An impressive and beautifully appointed period property self contained within the impressive Heytesbury House enjoying private gardens and a parkland setting.
Almost 950 years ago, William the Conqueror built a hunting lodge at Heytesbury, on a site on or close to Heytesbury House. It was known as East Court and the name has been given to this major part of the House. Empress Matilda, William's grand daughter lived at East Court before her attempt to gain the English throne from her cousin King Stephen. She endowed the church at the neighbouring village of Tytherington and also a local convent.
By the 1390s Thomas Hungerford of that powerful family held a large estate at Heytesbury of several thousand acres. His son Walter Hungerford known for his courage at the Battle of Agincourt and ennobled by King Henry V, built the original Heytesbury House in the 1440s on the exact site of the existing house. The estate eventually passed to another Walter, the 1st Baron Hungerford of Heytesbury, however he was beheaded by Henry Vlll and the estate was confiscated and passed to the Crown.
After the Reformation the manor changed hands twice, belonging to the Wheeler and Moore families. In 1641 the Moores sold it to Edward Ashe of London. The land was inherited by his granddaughter, who married Pierce A' Court of Salisbury. The house was remodelled and landscaped in 1784 by the well-known Bath architect John Wood the Younger. Parts of the original 15 century brickwork still survive under the Bath stone cladding.

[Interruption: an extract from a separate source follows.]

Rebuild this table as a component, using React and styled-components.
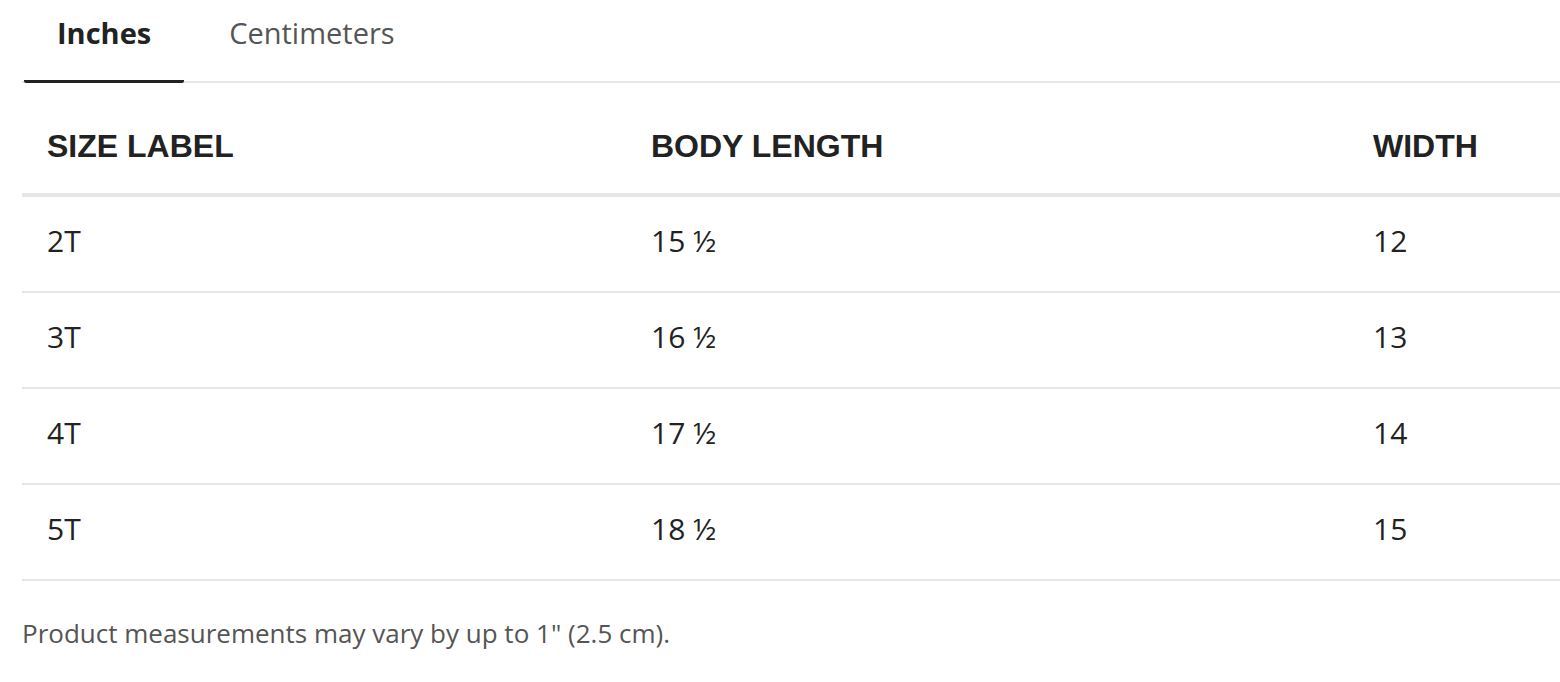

The A'Courts continued to live at Heytesbury House until the 1920s when the estate was broken up.
In 1933 the house was bought by Siegfried Sassoon the First World War poet and biographer who lived there until his death in 1967. Sassoon hosted numerous parties at Heytesbury particularly for the fashionable Bloomsbury Set. T. E. Lawrence better known as Lawrence of Arabia was a close friend of Sassoon and a regular visitor to the house and the principal bedroom of this property was considered as his bedroom. Heytesbury House was finally sold by his son George Sassoon in 1996 for redevelopment into the current arrangement of apartments and houses.
The house is features in Pevsners Architectural Guide on important buildings of England. Wiltshire edition, published 2021.
East Court is a handsome period property self-contained within Heytesbury House. Heytesbury House is an impressive Grade II* listed country house with an impressive history and pedigree and significantly remodeled in the 18th century by one of Bath's prominent architects, John Wood.
The property offers in excess of 5,100 sq ft of beautiful appointed accommodation arranged over two floors, linked by a stone cantilever staircase in the reception hall. Access to the property can be gained via the communal entrance hall or privately from the property's gardens.
There is a spacious drawing room with central fireplace and tall sash windows as well as direct access to the garden. There is also a library with tall, fitted bookshelves and a fireplace. The snooker/dining room offers a spacious setting with bowed elevations to one end and triple French doors leading direct to the private gardens. The kitchen comes complete with bespoke fitted cupboards, Aga, space for a breakfast table and easy access to an outdoor dining terrace.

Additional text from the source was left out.